To conclude, let us explicitly point out a more fundamental issue. As we have stressed, our model of argumentation is based on the distinction between linked and convergent arguments. Our approach can be said to modify it slightly, but the correctness of this distinction can be questioned more profoundly. For example, Vorobej in (1995) considers ‘hybrid arguments’, which are neither linked nor convergent. It seems that they may be regarded simply as atomic arguments and computed in the same way, but the very fact that such arguments exist reveals the difficulties in recognizing the structure of argument in practice.

6 Conclusion

The computational model proposed in the paper shows that the diagramming method can be formalized strictly and precisely (while still simply) by means of standard set-theoretical and arithmetical tools.
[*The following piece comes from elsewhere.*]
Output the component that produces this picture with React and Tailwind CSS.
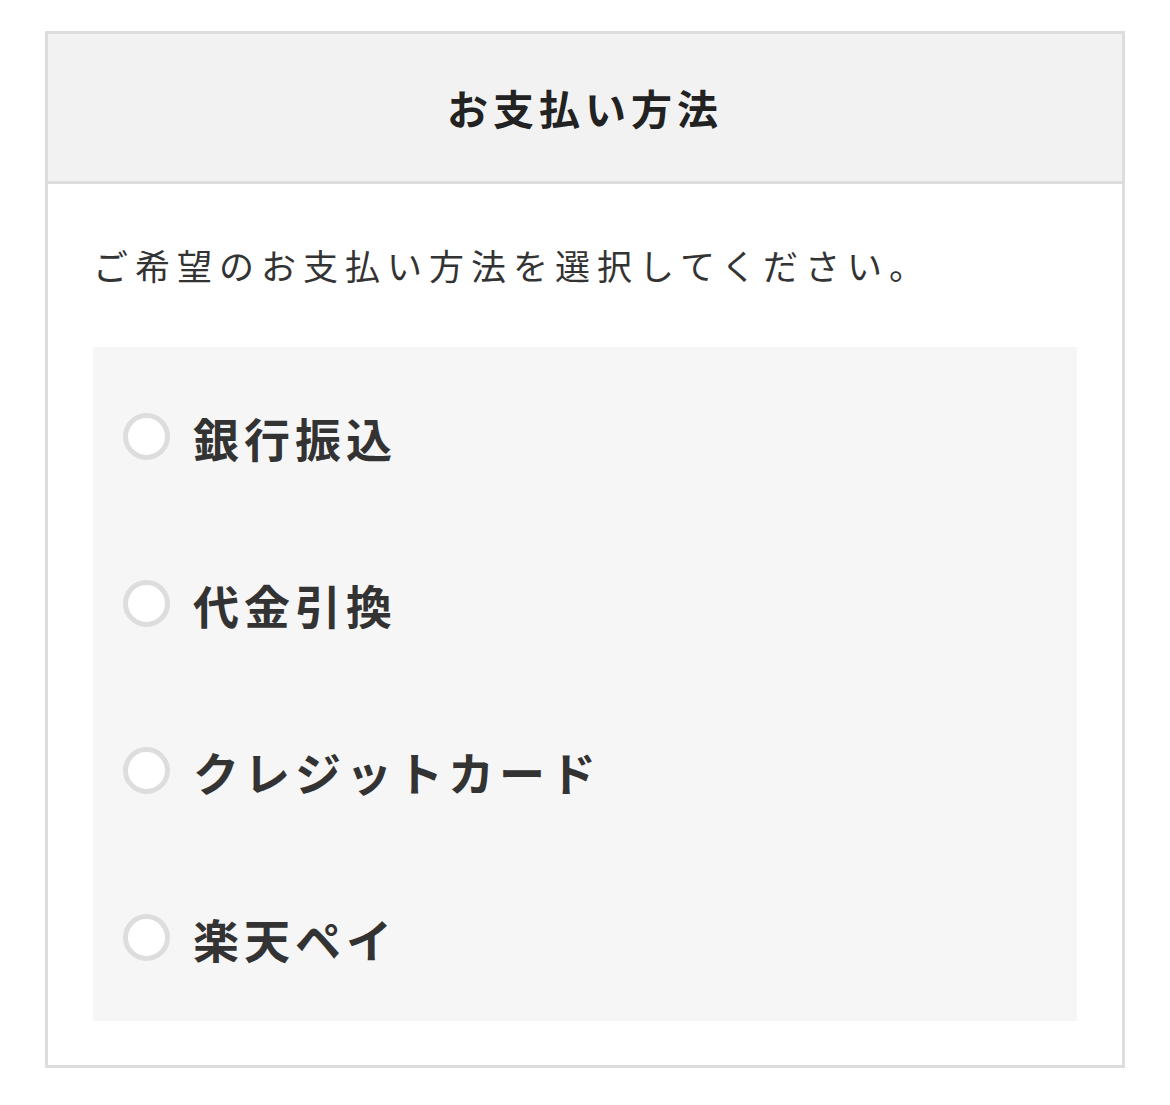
import React from 'react';

const METHODS = ['銀行振込', '代金引換', 'クレジットカード', '楽天ペイ'];

const RadioRow = ({ label }) => (
  <label className="flex items-center h-[167px] pl-[30px] cursor-pointer">
    <span className="w-[47px] h-[47px] rounded-full border-[5px] border-[#dddddd] bg-white flex-shrink-0" />
    <span className="ml-[23px] text-[46px] font-bold tracking-[5px] text-[#333333] leading-none">{label}</span>
  </label>
);

export default function App() {
  return (
    <div className="bg-white min-h-[1105px] pt-[31px] px-[45px]" style={{ fontFamily: '"Noto Sans CJK JP", "Noto Sans", sans-serif' }}>
      <div className="border-[3px] border-[#dddddd] w-[1080px]">
        {/* Header */}
        <div className="h-[150px] flex items-center justify-center bg-[#f2f2f2] border-b-[3px] border-[#dddddd]">
          <h2 className="text-[41px] font-bold tracking-[5px] text-[#222222] leading-none">お支払い方法</h2>
        </div>

        {/* Body */}
        <div className="px-[45px] pb-[44px]">
          <p className="pt-[55px] pb-[57px] text-[35px] leading-[51px] tracking-[7px] text-[#333333]">
            ご希望のお支払い方法を選択してください。
          </p>
          <div className="bg-[#f6f6f6] pt-[6px]">
            {METHODS.map((m) => (
              <RadioRow key={m} label={m} />
            ))}
          </div>
        </div>
      </div>
    </div>
  );
}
Our model combines the benefits of other approaches to argument analysis: it recognizes the internal structure of arguments, allows infinitely many degrees of acceptability, and allows the interpretation of the attack relation. Moreover, it reflects the cumulative nature of convergent reasoning. It should also be stressed here that all of the proposed notions and operations are finitary, so that the logical force of an argument can be evaluated in a finite number of steps. Despite some limitations, the model can be applied to the evaluation of a fairly large class of arguments, and can serve as a framework for further in-depth study.